DS: I think it’s neglect more than anything else. Most Americans don’t recognize that Native people are part of modern society, and therefore don’t take their feelings into account.

I think it’s cruel by neglect. I don’t think most people are intentionally trying to hurt their Native American countrymen and -women. But the way we celebrate the holiday is damaging in another way as well, that might not be so readily apparent. The Thanksgiving myth teaches white proprietorship in the nation. It doesn’t just neglect the Native American role, but it teaches that white people were destined to rule this country, and that from the start they were in control.

The only way that we’re going to come to terms with how we’ve come to this white nationalist moment, with a white nationalist president promoting policies that are attacking people of color in every iteration around this country, is to recognize that this mentality is upheld by a thousand different buttresses. I would contend that the Thanksgiving myth is one of those buttresses.

CM: You write, “The question was and still is how to move forward.” But how possible is it to move forward when there are so many who are in complete denial of Native genocide and white betrayal? How possible is it to move forward when there seems to be a resurgence in this belief in white supremacy and privilege? Do you see any signs that we are more open to reconsidering our national origin myth as what is is, a myth?
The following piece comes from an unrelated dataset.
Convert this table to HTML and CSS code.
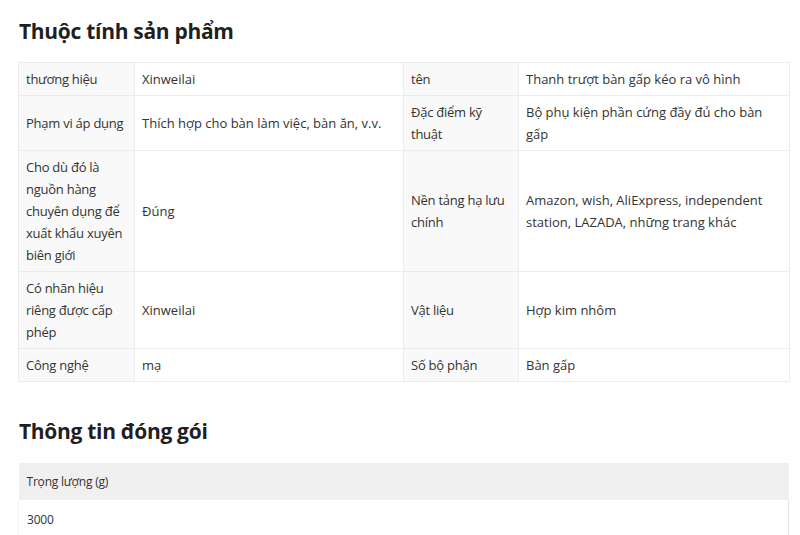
FILE: index.html
```html
<!DOCTYPE html>
<html lang="vi">
<head>
<meta charset="utf-8">
<title>Thuộc tính sản phẩm</title>
<link rel="stylesheet" href="styles.css">
</head>
<body>
<main class="page">
  <h2 class="section-title">Thuộc tính sản phẩm</h2>
  <table class="attr-table">
    <colgroup>
      <col class="c-label1">
      <col class="c-value1">
      <col class="c-label2">
      <col class="c-value2">
    </colgroup>
    <tbody>
      <tr>
        <th>thương hiệu</th>
        <td>Xinweilai</td>
        <th>tên</th>
        <td>Thanh trượt bàn gấp kéo ra vô hình</td>
      </tr>
      <tr>
        <th>Phạm vi áp dụng</th>
        <td>Thích hợp cho bàn làm việc, bàn ăn, v.v.</td>
        <th>Đặc điểm kỹ thuật</th>
        <td>Bộ phụ kiện phần cứng đầy đủ cho bàn gấp</td>
      </tr>
      <tr>
        <th>Cho dù đó là nguồn hàng chuyên dụng để xuất khẩu xuyên biên giới</th>
        <td>Đúng</td>
        <th>Nền tảng hạ lưu chính</th>
        <td>Amazon, wish, AliExpress, independent station, LAZADA, những trang khác</td>
      </tr>
      <tr>
        <th>Có nhãn hiệu riêng được cấp phép</th>
        <td>Xinweilai</td>
        <th>Vật liệu</th>
        <td>Hợp kim nhôm</td>
      </tr>
      <tr>
        <th>Công nghệ</th>
        <td>mạ</td>
        <th>Số bộ phận</th>
        <td>Bàn gấp</td>
      </tr>
    </tbody>
  </table>

  <h2 class="section-title section-title--second">Thông tin đóng gói</h2>
  <table class="pack-table">
    <thead>
      <tr><th>Trọng lượng (g)</th></tr>
    </thead>
    <tbody>
      <tr><td>3000</td></tr>
    </tbody>
  </table>
</main>
</body>
</html>
```

FILE: styles.css
```css
* { box-sizing: border-box; }

html, body {
  margin: 0;
  padding: 0;
  background: #ffffff;
}

body {
  font-family: "Open Sans", "Noto Sans", "Liberation Sans", sans-serif;
  color: #333333;
  height: 535px;
  overflow: hidden;
}

.page {
  width: 771px;
  margin-left: 18px;
  padding-top: 17px;
}

.section-title {
  margin: 0;
  font-size: 21px;
  line-height: 28px;
  font-weight: 700;
  color: #1f1f1f;
  padding-left: 1px;
  letter-spacing: -0.3px;
}

.section-title--second {
  margin-top: 35px;
}

.attr-table {
  width: 771px;
  margin-top: 17px;
  border-collapse: collapse;
  table-layout: fixed;
  font-size: 13px;
  line-height: 22px;
}

.c-label1 { width: 116px; }
.c-value1 { width: 269px; }
.c-label2 { width: 115px; }
.c-value2 { width: 271px; }

.attr-table th,
.attr-table td {
  border: 1px solid #ececec;
  padding: 5px 6px 5px 7px;
  text-align: left;
  vertical-align: middle;
  font-weight: 400;
  color: #333333;
}

.attr-table th {
  background: #f9f9f9;
  letter-spacing: -0.25px;
}

.attr-table td {
  background: #ffffff;
}

.pack-table {
  width: 771px;
  margin-top: 18px;
  border-collapse: collapse;
  font-size: 12px;
  letter-spacing: -0.2px;
}

.pack-table th {
  background: #f0f0f0;
  text-align: left;
  font-weight: 400;
  color: #333333;
  height: 37px;
  padding: 0 8px;
}

.pack-table td {
  height: 38px;
  padding: 0 8px;
  border-left: 1px solid #f2f2f2;
  border-right: 1px solid #e6e6e6;
  color: #333333;
}
```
DS: I think half the country is and half the country isn’t, and we have a major fight on our hands. I think the white nationalist moment is in no small degree a backlash against the fact that white people aren’t going to represent a majority in this country for long, and will have to cede a significant amount of their power to that basic demographic truth. I have found that there is a sizable portion of the American public that is open to the message that I am promoting. I’ve seen it in people who have attended talks that I have given; I have seen it in the fact that radio shows like yours and many others are interested in this story.

I’m not naive. I’m not suggesting that achieving these goals will be easy. It won’t. It’s going to require a fight. We just need to keep pushing our views, and I am hopeful that if we do that and if we don’t tire out and if we don’t bow to convenience, that the truth will win out at the end of the day.

CM: We should celebrate this or memorialize this as a Day or Mourning, not as a day of thanks. We should remember that this is a day that reinforces myths that prop up white supremacy and white privilege and continues the legacy of racism and colonialism that Native Americans experience each and every day. So David, what do we serve at the Thanksgiving meal when it’s a day of mourning?

DS: Many Wampanoags I know celebrate Thanksgiving. I’m not trying to discourage anybody from getting together with family and friends to reflect on the goodness of their lives. But if we’re going to attach the story of pilgrims and Indians to the holiday—and I don’t think we need to—we need to get the story straight. That turns the story from one of celebration to one of reflection. I think many people will reflect in the spirit of mourning, which I believe is entirely appropriate to the real details of the story.

CM: David, I really appreciate you being on our show, thank you.

DS: Thank you for having me and thanks for fighting the good fight.